- EXERCISE GOAL
Go through the records and show each line where the word "that" occurs.

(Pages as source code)

● ● ● ● ● ● ●

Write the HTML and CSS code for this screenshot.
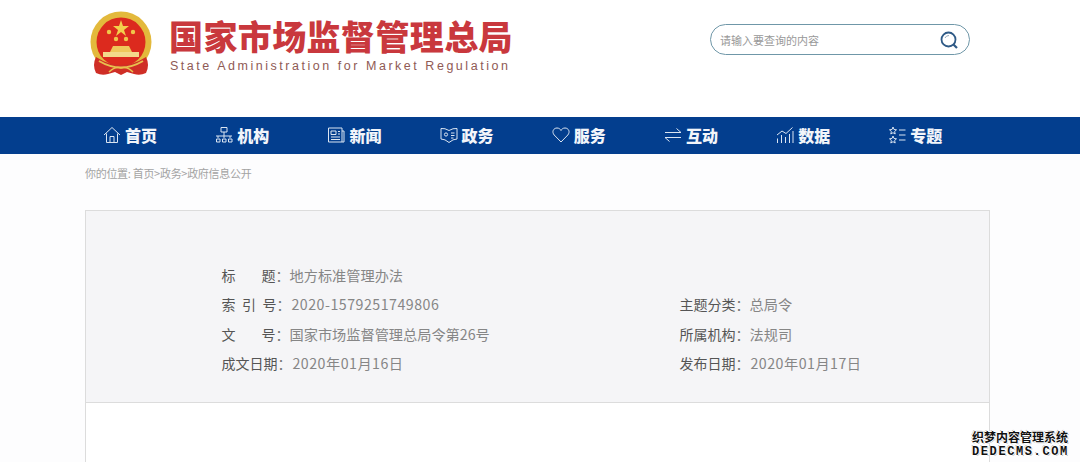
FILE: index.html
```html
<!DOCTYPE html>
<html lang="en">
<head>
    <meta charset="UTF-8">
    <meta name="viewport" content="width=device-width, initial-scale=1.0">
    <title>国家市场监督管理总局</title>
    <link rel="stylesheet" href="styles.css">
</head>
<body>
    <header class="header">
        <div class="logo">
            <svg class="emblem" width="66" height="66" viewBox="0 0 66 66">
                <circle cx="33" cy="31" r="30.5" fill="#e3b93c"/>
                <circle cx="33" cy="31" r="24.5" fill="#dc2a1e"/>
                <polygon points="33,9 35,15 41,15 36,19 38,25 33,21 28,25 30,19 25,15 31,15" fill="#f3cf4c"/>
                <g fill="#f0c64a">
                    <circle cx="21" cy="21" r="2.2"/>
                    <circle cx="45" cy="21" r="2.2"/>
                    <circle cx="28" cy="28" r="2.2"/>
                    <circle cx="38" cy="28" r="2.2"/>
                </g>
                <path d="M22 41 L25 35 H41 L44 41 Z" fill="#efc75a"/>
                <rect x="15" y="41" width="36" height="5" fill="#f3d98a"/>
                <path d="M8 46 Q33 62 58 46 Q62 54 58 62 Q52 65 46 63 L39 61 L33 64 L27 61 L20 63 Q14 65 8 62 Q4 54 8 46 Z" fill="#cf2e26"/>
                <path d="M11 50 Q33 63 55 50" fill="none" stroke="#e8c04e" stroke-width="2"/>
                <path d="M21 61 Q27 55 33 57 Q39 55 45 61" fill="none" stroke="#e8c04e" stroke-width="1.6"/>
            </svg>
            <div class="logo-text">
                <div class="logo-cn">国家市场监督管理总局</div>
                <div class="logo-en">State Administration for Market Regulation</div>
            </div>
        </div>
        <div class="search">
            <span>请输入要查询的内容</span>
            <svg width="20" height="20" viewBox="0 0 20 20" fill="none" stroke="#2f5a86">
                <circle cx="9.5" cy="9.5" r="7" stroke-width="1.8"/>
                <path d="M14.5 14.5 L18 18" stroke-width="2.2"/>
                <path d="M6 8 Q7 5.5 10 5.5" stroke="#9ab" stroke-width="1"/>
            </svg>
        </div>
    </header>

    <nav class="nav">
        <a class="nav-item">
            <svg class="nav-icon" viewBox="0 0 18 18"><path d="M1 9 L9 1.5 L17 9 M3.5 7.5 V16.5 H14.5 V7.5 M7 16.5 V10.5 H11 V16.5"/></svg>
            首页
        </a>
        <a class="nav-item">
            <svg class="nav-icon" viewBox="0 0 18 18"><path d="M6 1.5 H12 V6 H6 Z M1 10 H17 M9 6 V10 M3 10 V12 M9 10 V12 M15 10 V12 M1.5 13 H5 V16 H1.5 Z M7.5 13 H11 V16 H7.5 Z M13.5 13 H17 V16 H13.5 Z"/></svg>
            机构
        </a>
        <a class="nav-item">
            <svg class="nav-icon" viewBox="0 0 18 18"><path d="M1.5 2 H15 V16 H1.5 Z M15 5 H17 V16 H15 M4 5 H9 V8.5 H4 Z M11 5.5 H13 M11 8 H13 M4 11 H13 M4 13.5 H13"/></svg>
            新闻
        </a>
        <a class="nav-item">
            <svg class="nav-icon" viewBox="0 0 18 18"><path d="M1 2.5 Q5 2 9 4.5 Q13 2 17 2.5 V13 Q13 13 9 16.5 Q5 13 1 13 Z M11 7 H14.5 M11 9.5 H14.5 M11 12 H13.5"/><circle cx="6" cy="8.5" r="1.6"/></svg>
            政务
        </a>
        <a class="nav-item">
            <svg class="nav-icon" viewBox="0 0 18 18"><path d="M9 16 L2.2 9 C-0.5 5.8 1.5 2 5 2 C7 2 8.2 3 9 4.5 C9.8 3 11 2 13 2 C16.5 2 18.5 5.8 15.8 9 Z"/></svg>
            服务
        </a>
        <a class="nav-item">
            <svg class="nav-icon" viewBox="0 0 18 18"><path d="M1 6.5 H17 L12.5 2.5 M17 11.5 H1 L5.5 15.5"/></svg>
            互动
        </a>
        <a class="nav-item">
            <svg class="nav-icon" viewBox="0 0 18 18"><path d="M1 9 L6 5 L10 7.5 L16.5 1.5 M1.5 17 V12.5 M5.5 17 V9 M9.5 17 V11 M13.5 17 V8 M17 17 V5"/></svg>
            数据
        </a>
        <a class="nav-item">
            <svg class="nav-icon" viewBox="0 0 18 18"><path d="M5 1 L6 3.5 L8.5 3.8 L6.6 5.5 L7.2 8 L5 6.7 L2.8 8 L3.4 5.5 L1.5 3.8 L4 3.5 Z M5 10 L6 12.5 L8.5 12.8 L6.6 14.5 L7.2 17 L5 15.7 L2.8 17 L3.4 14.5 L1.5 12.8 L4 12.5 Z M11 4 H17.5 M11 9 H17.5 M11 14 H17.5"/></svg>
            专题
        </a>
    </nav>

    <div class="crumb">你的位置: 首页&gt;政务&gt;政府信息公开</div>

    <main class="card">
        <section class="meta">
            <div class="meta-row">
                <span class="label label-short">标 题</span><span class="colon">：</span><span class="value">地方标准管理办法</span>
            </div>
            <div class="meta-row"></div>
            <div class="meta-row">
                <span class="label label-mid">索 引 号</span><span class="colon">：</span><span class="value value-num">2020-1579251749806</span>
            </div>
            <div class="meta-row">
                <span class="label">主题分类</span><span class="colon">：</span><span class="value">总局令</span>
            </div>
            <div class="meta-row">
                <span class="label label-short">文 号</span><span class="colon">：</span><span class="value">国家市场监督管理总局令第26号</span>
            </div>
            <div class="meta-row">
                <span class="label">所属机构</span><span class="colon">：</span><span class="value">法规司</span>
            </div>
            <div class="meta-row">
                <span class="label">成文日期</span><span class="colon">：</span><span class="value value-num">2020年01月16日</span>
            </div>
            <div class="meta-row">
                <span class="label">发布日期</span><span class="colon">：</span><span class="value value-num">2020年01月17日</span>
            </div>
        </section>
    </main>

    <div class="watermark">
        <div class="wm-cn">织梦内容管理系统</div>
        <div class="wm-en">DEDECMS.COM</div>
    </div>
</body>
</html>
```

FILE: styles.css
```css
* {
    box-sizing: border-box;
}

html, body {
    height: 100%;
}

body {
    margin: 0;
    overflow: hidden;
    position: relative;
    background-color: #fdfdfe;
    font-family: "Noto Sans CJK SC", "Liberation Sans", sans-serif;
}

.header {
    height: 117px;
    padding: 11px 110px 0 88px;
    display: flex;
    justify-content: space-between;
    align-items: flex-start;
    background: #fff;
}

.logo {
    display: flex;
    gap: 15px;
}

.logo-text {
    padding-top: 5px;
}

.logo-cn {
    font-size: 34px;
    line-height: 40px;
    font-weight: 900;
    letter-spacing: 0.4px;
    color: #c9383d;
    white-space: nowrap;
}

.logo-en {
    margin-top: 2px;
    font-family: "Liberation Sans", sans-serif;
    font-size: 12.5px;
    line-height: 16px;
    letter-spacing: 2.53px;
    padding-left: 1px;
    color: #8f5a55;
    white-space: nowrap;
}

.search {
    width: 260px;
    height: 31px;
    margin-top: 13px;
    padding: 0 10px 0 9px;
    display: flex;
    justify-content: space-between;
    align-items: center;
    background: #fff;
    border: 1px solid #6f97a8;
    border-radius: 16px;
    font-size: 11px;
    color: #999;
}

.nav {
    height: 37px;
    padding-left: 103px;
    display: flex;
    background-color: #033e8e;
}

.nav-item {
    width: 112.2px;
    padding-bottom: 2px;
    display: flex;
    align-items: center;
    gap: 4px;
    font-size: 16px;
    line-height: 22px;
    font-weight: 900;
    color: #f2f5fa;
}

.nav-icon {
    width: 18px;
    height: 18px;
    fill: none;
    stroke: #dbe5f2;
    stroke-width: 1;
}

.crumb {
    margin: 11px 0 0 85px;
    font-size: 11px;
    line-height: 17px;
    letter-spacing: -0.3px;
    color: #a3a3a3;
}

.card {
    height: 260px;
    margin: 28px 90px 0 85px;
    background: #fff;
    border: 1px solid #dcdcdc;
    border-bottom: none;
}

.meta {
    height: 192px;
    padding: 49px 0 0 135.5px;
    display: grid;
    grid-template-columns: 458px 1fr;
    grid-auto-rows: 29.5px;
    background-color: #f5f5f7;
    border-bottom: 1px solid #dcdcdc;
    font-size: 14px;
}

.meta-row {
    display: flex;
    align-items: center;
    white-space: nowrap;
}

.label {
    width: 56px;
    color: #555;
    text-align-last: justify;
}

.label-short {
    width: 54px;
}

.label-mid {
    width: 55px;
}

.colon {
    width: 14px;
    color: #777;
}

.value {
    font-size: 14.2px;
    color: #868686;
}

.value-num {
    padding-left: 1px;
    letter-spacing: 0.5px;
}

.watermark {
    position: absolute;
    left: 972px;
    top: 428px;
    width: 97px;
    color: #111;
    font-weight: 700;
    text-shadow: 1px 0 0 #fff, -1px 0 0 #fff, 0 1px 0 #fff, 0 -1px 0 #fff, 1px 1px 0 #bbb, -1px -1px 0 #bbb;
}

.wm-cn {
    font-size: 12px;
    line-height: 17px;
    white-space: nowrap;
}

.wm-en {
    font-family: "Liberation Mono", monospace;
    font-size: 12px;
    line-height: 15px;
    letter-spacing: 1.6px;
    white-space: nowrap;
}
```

● ● ● ● ● ● ●

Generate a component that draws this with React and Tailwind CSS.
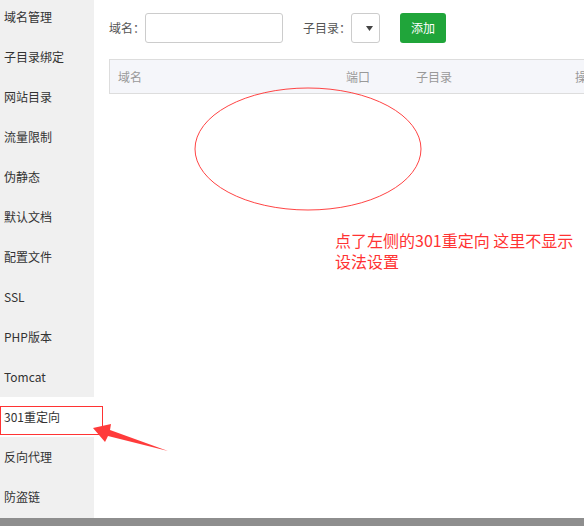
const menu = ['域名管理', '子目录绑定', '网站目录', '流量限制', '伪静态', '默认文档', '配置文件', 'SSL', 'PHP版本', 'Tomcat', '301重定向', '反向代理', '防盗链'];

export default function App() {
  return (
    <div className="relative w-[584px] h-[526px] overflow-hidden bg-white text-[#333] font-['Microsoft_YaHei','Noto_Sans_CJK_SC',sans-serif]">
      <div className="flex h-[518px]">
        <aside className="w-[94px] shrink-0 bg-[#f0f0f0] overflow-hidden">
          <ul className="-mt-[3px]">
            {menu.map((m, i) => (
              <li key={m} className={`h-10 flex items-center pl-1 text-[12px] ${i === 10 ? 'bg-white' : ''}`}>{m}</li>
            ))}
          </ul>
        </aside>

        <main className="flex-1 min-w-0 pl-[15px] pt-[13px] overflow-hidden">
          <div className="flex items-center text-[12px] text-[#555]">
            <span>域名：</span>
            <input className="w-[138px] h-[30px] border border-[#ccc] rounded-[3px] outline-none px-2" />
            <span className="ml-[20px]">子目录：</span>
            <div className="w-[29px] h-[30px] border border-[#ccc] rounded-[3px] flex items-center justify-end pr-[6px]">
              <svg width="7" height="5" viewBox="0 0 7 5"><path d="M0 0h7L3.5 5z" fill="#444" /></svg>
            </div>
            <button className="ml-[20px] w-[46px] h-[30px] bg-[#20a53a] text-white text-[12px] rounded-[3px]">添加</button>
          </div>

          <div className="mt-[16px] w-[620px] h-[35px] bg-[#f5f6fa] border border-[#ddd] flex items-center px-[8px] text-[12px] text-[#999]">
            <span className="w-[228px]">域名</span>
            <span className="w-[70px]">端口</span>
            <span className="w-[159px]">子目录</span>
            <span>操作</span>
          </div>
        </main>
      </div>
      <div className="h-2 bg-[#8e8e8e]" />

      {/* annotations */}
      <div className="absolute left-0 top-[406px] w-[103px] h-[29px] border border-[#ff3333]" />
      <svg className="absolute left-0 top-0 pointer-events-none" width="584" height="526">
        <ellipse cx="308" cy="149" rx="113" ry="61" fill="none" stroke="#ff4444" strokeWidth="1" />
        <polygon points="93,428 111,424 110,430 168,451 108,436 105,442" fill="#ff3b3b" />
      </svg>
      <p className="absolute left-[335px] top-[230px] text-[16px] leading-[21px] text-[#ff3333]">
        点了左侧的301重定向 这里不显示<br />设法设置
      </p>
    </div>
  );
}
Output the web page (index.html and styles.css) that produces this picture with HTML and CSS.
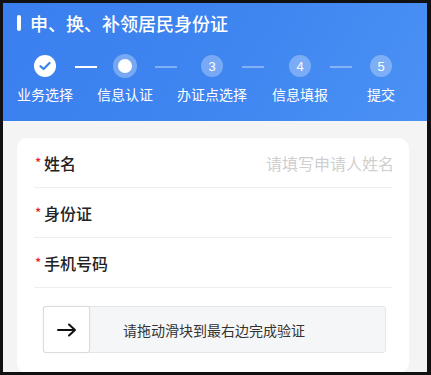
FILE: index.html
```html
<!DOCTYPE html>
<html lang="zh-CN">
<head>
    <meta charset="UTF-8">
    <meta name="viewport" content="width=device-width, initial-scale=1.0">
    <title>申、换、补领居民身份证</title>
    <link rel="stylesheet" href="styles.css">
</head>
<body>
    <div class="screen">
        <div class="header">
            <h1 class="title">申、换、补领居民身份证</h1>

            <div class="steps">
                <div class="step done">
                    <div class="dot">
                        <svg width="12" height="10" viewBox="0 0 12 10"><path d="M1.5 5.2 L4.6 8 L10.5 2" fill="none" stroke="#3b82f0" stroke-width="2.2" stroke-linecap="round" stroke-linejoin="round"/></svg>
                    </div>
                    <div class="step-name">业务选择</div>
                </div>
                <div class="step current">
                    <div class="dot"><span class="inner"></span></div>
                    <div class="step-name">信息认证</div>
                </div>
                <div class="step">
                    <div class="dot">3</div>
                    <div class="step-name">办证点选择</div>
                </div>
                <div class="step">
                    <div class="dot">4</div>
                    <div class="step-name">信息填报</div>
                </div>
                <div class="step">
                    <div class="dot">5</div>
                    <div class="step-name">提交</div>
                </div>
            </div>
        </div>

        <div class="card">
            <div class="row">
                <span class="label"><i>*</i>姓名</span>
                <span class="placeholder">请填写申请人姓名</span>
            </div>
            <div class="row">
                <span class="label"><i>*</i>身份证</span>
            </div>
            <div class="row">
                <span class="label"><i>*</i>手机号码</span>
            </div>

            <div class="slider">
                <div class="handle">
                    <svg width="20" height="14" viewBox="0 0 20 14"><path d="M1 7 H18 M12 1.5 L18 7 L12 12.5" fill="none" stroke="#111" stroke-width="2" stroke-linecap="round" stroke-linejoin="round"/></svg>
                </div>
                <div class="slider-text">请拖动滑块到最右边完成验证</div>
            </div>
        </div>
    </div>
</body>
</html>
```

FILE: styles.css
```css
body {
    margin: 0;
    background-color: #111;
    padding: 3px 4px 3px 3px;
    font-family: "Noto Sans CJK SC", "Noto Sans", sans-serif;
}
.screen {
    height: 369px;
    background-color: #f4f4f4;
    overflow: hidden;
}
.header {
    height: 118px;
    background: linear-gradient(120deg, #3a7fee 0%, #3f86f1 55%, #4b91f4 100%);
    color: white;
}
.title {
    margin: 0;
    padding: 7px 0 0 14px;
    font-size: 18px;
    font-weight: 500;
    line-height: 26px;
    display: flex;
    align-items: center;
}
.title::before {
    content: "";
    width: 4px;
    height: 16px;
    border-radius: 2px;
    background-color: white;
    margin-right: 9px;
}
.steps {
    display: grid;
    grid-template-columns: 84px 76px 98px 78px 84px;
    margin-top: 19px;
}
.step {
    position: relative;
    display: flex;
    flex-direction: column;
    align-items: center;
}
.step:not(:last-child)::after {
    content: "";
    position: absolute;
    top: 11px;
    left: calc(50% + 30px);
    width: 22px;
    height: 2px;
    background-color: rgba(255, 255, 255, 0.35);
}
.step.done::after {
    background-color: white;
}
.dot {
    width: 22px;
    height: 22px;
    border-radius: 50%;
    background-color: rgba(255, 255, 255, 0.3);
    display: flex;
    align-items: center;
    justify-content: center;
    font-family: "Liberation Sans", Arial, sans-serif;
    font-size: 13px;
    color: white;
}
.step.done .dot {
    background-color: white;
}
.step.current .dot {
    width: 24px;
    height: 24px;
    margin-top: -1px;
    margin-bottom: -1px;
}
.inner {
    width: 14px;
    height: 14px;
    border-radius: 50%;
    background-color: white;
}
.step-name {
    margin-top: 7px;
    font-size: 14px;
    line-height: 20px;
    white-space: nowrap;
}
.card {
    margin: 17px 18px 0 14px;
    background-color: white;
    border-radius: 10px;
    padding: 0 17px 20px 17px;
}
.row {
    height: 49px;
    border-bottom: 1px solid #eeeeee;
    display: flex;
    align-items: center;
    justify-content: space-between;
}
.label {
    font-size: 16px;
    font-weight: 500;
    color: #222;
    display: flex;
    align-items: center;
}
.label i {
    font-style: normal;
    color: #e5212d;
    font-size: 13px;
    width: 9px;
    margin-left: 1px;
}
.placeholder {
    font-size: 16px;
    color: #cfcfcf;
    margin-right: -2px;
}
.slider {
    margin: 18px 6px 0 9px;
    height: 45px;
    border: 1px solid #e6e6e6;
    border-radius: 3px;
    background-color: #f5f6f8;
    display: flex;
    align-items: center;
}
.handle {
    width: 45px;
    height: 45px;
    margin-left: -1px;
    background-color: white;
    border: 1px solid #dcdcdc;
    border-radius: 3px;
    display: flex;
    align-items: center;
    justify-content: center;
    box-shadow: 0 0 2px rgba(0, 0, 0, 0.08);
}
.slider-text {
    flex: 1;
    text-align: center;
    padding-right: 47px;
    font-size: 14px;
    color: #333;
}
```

● ● ● ● ● ● ●

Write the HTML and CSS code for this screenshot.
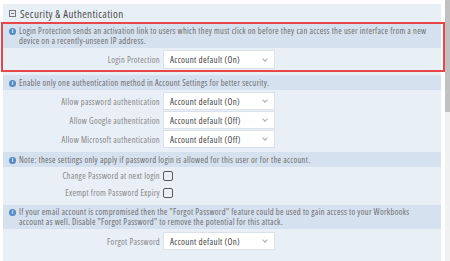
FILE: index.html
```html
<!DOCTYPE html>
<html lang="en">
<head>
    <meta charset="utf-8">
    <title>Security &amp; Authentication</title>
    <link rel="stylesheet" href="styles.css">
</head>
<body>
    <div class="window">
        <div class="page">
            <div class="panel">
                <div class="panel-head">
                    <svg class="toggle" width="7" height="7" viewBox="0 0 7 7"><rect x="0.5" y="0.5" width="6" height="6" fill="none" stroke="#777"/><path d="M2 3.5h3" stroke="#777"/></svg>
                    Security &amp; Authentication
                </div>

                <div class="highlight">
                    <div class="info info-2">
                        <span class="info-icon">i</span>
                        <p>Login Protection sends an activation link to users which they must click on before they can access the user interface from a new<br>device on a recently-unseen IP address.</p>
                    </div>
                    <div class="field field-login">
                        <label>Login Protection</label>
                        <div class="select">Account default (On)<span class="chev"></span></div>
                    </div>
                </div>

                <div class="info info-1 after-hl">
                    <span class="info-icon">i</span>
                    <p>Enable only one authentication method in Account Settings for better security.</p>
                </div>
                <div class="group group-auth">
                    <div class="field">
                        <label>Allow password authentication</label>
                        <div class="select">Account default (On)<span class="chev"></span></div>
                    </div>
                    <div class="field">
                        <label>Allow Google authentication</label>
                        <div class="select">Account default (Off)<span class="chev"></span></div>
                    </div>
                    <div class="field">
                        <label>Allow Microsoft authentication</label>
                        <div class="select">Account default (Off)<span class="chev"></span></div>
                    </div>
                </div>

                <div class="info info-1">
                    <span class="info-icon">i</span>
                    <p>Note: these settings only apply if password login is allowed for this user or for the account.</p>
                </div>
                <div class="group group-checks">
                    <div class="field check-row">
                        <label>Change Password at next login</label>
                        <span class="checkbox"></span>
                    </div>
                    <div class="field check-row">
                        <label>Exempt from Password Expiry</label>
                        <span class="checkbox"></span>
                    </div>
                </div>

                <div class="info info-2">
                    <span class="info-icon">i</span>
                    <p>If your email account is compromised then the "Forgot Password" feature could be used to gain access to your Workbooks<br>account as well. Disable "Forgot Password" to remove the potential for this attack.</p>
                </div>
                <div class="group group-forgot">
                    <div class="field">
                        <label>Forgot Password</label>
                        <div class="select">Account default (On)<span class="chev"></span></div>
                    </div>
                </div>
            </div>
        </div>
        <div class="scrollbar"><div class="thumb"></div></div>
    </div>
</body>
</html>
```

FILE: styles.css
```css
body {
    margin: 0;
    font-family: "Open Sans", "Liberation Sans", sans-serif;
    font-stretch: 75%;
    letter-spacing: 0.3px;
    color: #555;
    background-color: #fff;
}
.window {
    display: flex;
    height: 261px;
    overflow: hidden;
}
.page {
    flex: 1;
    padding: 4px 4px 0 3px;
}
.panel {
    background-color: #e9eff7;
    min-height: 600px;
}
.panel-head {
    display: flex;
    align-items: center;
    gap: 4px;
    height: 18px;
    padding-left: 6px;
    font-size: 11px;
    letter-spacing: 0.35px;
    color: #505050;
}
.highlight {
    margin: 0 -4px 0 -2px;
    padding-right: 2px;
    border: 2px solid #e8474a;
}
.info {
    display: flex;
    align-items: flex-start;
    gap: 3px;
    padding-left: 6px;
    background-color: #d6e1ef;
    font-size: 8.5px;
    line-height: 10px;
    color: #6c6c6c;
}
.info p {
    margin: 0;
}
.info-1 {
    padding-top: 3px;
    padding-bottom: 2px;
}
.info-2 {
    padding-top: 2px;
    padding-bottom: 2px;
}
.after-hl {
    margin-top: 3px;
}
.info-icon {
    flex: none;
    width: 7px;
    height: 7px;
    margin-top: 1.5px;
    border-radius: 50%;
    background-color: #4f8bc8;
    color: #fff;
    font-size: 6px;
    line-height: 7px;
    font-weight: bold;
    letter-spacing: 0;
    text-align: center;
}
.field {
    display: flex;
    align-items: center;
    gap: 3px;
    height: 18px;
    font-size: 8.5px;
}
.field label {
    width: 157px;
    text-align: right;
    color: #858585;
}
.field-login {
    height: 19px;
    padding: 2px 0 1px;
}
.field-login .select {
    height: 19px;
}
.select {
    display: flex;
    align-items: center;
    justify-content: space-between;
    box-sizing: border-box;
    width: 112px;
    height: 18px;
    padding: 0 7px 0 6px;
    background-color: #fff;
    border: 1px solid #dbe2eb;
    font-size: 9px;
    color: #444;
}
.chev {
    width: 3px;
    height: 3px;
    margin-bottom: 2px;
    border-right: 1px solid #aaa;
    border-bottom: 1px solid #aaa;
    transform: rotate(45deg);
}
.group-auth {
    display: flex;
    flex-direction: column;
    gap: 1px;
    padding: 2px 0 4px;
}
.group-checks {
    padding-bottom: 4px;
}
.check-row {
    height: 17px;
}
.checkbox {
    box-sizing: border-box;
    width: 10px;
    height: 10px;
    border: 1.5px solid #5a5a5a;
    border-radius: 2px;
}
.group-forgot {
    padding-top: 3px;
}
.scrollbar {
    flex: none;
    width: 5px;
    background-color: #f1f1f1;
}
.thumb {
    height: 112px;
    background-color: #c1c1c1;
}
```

● ● ● ● ● ● ●

- ANSWER FOR THE TASK
Generate a component that draws this with React and Tailwind CSS.
Output the web page (index.html and styles.css) that produces this picture with HTML and CSS.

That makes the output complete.